A Rip-Saw Edge -Jim Hooper
World War II aviation memoirs hold a particular fascination, and my book shelves groan under their weight. But only after reading Walt Shiel’s "Rough War" did I realize how sparse were those regarding the CBI Theater. Tales of the Flying Tigers in China and flying the ‘Hump’ aplenty, but a search for first-person accounts of USAAF fighter squadrons in India and Burma would have drawn a blank. Sandwiched between the more dramatic and widely reported aerial battles in Europe and the Pacific, it was a forgotten campaign. Now, through the diaries and letters of a forgotten fighter pilot, Shiel has brought it to life.

As a ‘Burma Banshee’ flying P-40s and then P-47s, Lt Paul Eastman left behind a fascinating record, one that might have slept in an old trunk in a dusty attic, thumbed through by passing generations with no understanding of the events described, perhaps eventually thrown away by a disinterested descendent. That his sons kept the diaries and letters is a boon to the history of the CBI; that they ended up in the hands of an accomplished writer to be resurrected in "Rough War" makes them a gift to be savored.

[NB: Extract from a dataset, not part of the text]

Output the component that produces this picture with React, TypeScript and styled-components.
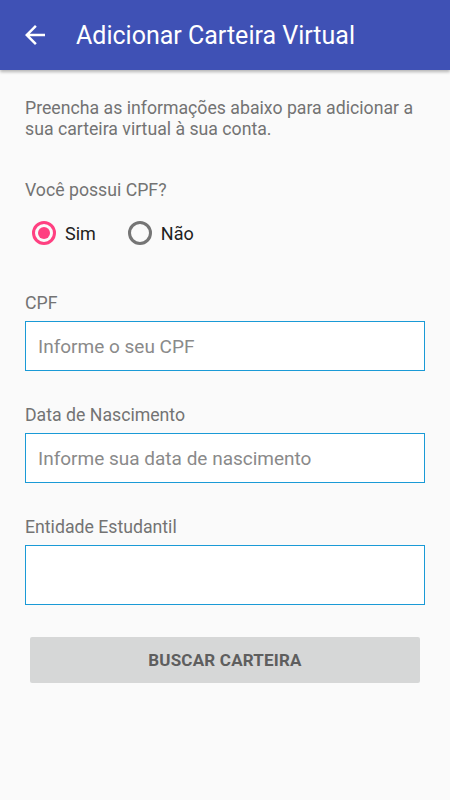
import { useState } from "react";
import styled, { createGlobalStyle } from "styled-components";

const GlobalStyle = createGlobalStyle`
    body {
        margin: 0;
        background: #fafafa;
        font-family: Roboto, "Noto Sans", sans-serif;
    }
`;

const Page = styled.div`
    width: 450px;
    min-height: 800px;
    background: #fafafa;
`;

const AppBar = styled.header`
    height: 70px;
    background: #3f51b5;
    display: flex;
    align-items: center;
    box-shadow: 0 2px 3px rgba(0, 0, 0, 0.28);
`;

const BackButton = styled.button`
    width: 30px;
    height: 30px;
    margin-left: 20px;
    padding: 0;
    border: none;
    background: none;
    display: flex;
    cursor: pointer;
`;

const Title = styled.h1`
    margin: 0 0 0 26px;
    color: #ffffff;
    font-size: 25px;
    font-weight: 400;
`;

const Content = styled.main`
    padding: 28px 25px 0;
    display: flex;
    flex-direction: column;
`;

const Intro = styled.p`
    margin: 0;
    font-size: 17.7px;
    line-height: 21px;
    color: #737373;
`;

const Question = styled.div`
    margin-top: 40px;
    font-size: 17.7px;
    line-height: 21px;
    color: #737373;
`;

const RadioRow = styled.div`
    margin-top: 8px;
    height: 48px;
    display: flex;
    align-items: center;
    padding-left: 7px;
    gap: 32px;
`;

const RadioOption = styled.label`
    display: flex;
    align-items: center;
    gap: 9px;
    font-size: 18px;
    color: #212121;
    cursor: pointer;
`;

const RadioCircle = styled.span<{ $checked: boolean }>`
    width: 24px;
    height: 24px;
    box-sizing: border-box;
    border-radius: 50%;
    border: 3px solid ${(p) => (p.$checked ? "#ff4081" : "#757575")};
    display: flex;
    align-items: center;
    justify-content: center;
    &::after {
        content: "";
        width: 12px;
        height: 12px;
        border-radius: 50%;
        background: ${(p) => (p.$checked ? "#ff4081" : "transparent")};
    }
`;

const Field = styled.div<{ $first?: boolean }>`
    margin-top: ${(p) => (p.$first ? "36px" : "34px")};
    display: flex;
    flex-direction: column;
    gap: 7px;
`;

const Label = styled.div`
    font-size: 17.7px;
    line-height: 21px;
    color: #737373;
`;

const Input = styled.input<{ $tall?: boolean }>`
    height: ${(p) => (p.$tall ? "60px" : "50px")};
    box-sizing: border-box;
    border: 1px solid #1a9ad6;
    background: #ffffff;
    padding: 0 12px;
    font-family: Roboto, "Noto Sans", sans-serif;
    font-size: 19px;
    color: #212121;
    outline: none;
    &::placeholder {
        color: #8a8a8a;
    }
`;

const SubmitButton = styled.button`
    margin: 32px 5px 0;
    height: 46px;
    border: none;
    border-radius: 2px;
    background: #d6d7d7;
    color: #5e5e5e;
    font-family: Roboto, "Noto Sans", sans-serif;
    font-size: 17px;
    font-weight: 700;
    letter-spacing: 0.2px;
    cursor: pointer;
`;

const App = () => {
    const [hasCpf, setHasCpf] = useState(true);

    return (
        <Page>
            <GlobalStyle />
            <AppBar>
                <BackButton aria-label="Voltar">
                    <svg width="30" height="30" viewBox="0 0 24 24" fill="#ffffff">
                        <path d="M20 11H7.83l5.59-5.59L12 4l-8 8 8 8 1.41-1.41L7.83 13H20v-2z" />
                    </svg>
                </BackButton>
                <Title>Adicionar Carteira Virtual</Title>
            </AppBar>
            <Content>
                <Intro>Preencha as informações abaixo para adicionar a sua carteira virtual à sua conta.</Intro>
                <Question>Você possui CPF?</Question>
                <RadioRow>
                    <RadioOption onClick={() => setHasCpf(true)}>
                        <RadioCircle $checked={hasCpf} />
                        Sim
                    </RadioOption>
                    <RadioOption onClick={() => setHasCpf(false)}>
                        <RadioCircle $checked={!hasCpf} />
                        Não
                    </RadioOption>
                </RadioRow>
                <Field $first>
                    <Label>CPF</Label>
                    <Input placeholder="Informe o seu CPF" />
                </Field>
                <Field>
                    <Label>Data de Nascimento</Label>
                    <Input placeholder="Informe sua data de nascimento" />
                </Field>
                <Field>
                    <Label>Entidade Estudantil</Label>
                    <Input $tall />
                </Field>
                <SubmitButton>BUSCAR CARTEIRA</SubmitButton>
            </Content>
        </Page>
    );
};

export default App;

Constructing a memoir based on wartime jottings is a daunting challenge: what does the author condense, what does he elaborate? It is to Shiel’s credit that he included the minutiae of everyday life recorded by Eastman. From the details of flying halfway around the world to his wartime assignment, told with the wide-eyed astonishment of a youngster who until two years previously had not been beyond the borders of Wisconsin, to descriptions of exotic cultures, Eastman is the quintessential innocent abroad. But tales of flying from jungle airstrips, of bombing and strafing missions against the Japanese, of being shot down behind enemy lines, of comrades killed in action and accidents give "Rough War" a rip-saw edge that can only be truly appreciated when the poignant epilogue is reached. In the annals of WWII aerial warfare "Rough War" is a jewel that has been missing for far too long.